Short exercise: Search the data for the string "this" and extract every line where it appears.

(Data records)
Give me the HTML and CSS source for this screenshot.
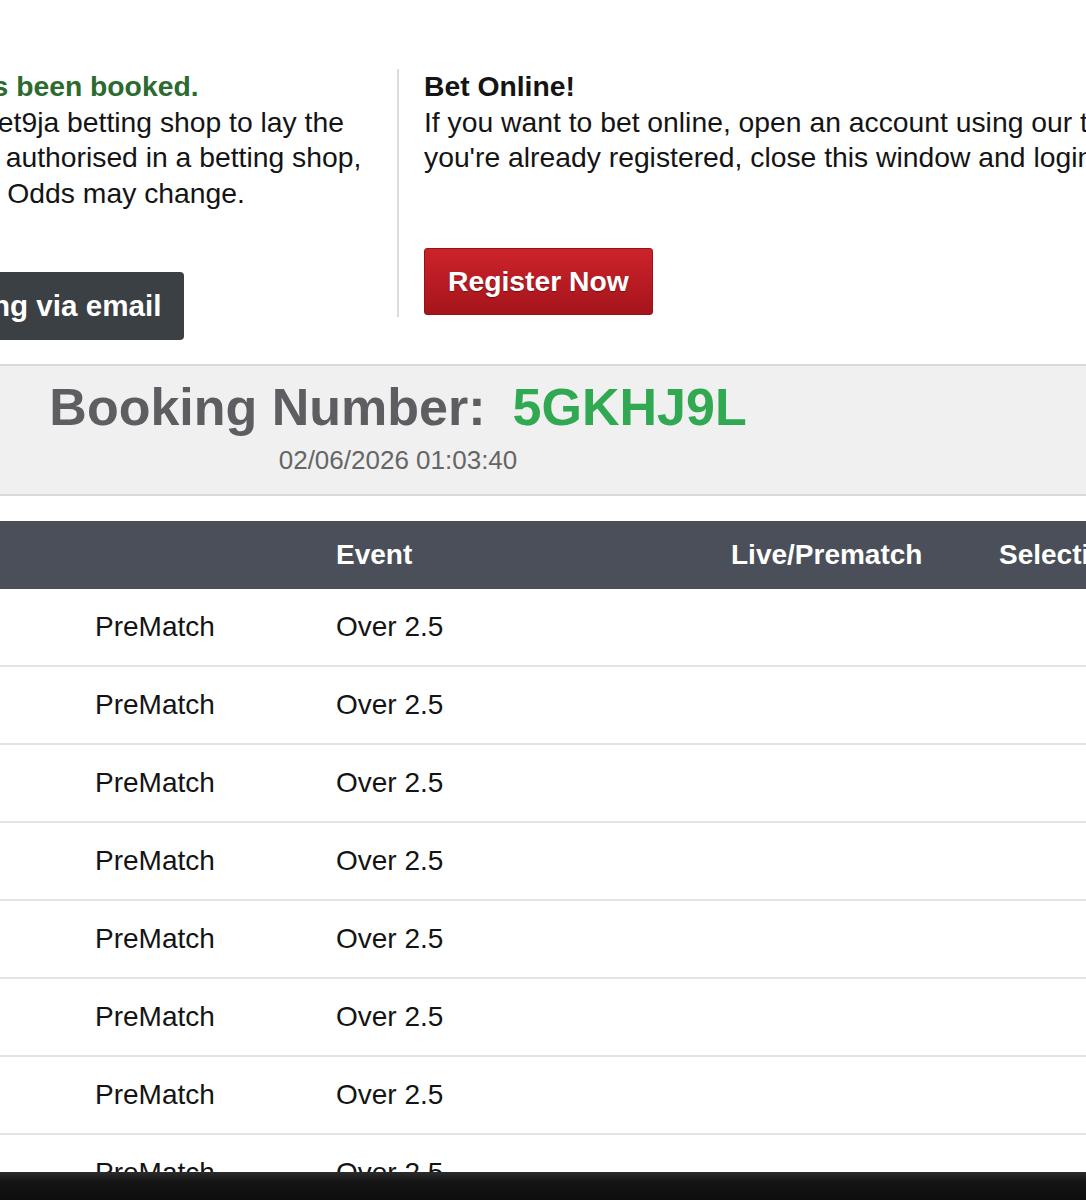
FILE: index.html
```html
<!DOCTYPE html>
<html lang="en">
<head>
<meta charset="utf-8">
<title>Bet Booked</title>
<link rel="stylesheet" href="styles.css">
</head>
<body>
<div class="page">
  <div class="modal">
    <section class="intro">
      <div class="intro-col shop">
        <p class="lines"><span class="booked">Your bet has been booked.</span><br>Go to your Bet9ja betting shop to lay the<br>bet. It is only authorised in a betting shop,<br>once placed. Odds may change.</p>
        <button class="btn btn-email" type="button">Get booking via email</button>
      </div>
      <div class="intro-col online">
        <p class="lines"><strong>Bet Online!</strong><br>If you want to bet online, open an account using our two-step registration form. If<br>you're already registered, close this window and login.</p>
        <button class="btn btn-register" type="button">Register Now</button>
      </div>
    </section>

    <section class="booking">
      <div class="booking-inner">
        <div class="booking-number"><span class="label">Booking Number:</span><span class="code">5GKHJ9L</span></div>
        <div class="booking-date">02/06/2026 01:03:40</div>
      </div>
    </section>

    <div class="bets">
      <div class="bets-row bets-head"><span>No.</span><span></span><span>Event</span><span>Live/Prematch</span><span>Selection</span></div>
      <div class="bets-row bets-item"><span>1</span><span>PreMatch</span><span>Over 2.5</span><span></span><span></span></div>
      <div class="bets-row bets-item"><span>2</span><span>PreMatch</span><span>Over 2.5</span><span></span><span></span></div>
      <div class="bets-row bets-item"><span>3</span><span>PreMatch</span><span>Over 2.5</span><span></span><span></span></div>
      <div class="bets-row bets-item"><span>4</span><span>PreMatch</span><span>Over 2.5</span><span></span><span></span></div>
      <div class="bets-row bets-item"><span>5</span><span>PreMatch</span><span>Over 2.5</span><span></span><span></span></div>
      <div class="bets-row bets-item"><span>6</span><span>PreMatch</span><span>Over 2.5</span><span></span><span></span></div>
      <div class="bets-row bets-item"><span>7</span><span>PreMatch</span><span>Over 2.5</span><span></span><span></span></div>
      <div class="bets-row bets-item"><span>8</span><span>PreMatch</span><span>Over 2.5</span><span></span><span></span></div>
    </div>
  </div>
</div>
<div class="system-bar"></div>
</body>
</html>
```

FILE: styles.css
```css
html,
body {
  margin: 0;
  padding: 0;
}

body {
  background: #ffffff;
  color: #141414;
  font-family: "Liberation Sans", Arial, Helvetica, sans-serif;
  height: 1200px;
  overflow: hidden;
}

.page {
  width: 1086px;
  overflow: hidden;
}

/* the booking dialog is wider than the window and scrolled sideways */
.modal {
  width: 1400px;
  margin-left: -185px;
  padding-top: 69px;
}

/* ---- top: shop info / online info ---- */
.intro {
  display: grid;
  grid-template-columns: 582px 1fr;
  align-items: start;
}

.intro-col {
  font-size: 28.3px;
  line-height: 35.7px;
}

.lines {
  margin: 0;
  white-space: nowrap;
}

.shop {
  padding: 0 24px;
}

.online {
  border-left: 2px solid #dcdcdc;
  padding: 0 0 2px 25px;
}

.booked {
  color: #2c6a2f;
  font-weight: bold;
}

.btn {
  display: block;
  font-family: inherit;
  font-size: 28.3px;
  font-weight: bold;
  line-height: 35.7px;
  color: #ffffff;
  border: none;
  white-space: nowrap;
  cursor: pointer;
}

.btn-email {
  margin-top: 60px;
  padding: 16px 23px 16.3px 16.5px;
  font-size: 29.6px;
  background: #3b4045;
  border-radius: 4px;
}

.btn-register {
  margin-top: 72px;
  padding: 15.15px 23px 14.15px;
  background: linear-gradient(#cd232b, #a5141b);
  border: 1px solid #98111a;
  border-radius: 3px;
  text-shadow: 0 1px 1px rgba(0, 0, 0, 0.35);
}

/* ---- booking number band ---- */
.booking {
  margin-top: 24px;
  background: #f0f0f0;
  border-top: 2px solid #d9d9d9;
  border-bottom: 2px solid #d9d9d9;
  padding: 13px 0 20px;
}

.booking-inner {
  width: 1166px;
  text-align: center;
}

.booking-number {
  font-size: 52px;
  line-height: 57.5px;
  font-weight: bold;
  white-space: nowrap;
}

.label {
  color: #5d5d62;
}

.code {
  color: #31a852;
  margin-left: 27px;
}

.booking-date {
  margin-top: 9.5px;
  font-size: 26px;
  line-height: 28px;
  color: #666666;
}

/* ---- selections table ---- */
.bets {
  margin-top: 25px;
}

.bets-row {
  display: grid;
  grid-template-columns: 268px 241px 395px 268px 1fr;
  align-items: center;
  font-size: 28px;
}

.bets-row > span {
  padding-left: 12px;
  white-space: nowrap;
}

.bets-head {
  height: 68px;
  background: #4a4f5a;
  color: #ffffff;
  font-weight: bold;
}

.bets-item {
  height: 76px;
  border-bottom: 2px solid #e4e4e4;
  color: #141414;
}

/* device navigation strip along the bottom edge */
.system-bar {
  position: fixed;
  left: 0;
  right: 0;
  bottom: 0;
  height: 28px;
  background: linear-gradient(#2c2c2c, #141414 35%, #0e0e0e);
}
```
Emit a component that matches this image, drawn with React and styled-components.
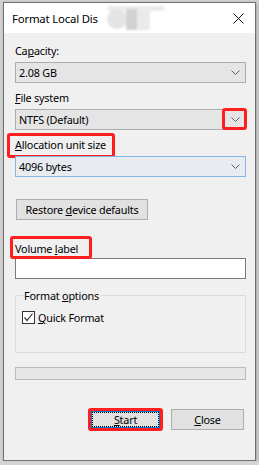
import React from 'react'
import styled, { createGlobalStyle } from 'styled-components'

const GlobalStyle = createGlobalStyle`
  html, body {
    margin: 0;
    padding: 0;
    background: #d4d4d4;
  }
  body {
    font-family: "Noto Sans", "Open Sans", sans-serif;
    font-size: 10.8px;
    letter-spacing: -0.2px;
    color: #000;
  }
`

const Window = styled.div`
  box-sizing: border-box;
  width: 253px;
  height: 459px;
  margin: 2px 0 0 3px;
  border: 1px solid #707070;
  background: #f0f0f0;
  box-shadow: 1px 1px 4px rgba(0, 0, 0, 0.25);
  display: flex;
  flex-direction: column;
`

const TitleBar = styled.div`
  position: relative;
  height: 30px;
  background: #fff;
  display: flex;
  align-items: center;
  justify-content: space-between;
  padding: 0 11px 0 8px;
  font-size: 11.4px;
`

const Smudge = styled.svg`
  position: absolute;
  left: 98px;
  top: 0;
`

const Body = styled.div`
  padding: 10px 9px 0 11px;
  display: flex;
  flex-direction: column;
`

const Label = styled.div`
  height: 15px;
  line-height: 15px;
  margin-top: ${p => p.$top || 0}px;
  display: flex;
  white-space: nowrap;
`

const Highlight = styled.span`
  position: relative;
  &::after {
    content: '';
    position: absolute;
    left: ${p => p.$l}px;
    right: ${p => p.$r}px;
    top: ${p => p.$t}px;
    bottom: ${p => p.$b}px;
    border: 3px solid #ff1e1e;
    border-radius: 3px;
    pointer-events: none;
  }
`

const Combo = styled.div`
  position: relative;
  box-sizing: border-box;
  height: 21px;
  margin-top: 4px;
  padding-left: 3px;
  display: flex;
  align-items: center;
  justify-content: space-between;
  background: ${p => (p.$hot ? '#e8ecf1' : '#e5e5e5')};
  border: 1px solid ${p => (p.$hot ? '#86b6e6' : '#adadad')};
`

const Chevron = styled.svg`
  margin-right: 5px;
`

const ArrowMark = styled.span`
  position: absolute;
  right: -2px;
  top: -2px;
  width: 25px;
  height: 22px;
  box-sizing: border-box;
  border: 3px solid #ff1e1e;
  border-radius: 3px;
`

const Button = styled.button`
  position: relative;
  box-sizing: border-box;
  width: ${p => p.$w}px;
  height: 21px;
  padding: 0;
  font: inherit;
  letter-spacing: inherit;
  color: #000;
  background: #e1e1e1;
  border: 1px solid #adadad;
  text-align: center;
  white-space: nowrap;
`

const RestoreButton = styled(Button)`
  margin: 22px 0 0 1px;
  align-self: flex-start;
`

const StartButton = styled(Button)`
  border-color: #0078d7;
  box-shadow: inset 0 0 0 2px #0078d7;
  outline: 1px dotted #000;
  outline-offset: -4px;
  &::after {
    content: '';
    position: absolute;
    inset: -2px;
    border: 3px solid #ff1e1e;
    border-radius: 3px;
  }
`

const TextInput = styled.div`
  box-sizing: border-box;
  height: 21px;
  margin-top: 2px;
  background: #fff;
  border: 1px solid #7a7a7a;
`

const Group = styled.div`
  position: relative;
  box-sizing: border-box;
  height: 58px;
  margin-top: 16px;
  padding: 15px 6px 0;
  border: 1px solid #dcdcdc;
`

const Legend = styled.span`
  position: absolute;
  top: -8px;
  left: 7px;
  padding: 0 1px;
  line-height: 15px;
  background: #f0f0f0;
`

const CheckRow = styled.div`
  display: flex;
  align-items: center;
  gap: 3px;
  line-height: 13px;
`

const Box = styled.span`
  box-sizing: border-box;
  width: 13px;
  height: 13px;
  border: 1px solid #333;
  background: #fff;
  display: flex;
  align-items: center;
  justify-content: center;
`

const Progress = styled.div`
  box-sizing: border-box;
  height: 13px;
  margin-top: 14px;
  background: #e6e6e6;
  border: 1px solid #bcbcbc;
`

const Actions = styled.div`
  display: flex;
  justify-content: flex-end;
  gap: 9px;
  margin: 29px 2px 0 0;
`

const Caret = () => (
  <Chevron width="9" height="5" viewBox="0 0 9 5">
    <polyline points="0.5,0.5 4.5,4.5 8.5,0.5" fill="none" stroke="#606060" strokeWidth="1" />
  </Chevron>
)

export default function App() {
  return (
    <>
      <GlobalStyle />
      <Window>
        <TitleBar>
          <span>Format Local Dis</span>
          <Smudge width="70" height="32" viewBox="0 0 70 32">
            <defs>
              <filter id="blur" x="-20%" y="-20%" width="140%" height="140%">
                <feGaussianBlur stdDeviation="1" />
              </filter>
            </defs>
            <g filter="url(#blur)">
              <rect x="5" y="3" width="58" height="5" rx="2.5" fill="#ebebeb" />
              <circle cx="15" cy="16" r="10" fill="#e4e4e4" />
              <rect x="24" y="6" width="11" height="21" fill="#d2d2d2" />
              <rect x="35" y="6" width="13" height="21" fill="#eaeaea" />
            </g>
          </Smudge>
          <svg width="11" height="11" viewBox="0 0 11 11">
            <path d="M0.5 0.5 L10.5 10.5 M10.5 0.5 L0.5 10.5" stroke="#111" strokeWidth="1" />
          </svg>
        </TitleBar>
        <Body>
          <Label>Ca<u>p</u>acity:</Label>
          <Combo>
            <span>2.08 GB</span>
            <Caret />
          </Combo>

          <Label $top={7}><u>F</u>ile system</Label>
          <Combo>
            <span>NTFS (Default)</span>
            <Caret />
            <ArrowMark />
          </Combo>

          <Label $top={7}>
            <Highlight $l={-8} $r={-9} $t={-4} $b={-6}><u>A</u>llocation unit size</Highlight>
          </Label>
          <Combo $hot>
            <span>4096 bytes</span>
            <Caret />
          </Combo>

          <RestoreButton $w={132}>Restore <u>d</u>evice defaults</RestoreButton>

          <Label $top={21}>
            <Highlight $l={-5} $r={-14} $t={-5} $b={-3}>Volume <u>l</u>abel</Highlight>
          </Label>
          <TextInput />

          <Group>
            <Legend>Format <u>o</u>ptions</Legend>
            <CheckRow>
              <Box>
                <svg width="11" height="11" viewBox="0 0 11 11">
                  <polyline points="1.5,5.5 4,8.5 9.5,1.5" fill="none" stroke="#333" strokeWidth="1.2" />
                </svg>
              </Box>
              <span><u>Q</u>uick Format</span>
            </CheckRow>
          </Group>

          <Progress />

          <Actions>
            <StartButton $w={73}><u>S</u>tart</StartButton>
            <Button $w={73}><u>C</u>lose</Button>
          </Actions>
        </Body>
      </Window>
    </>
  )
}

Answer for the task:
Give me the HTML and CSS source for this screenshot.
        <p class="lines"><strong>Bet Online!</strong><br>If you want to bet online, open an account using our two-step registration form. If<br>you're already registered, close this window and login.</p>
Emit a component that matches this image, drawn with React and styled-components.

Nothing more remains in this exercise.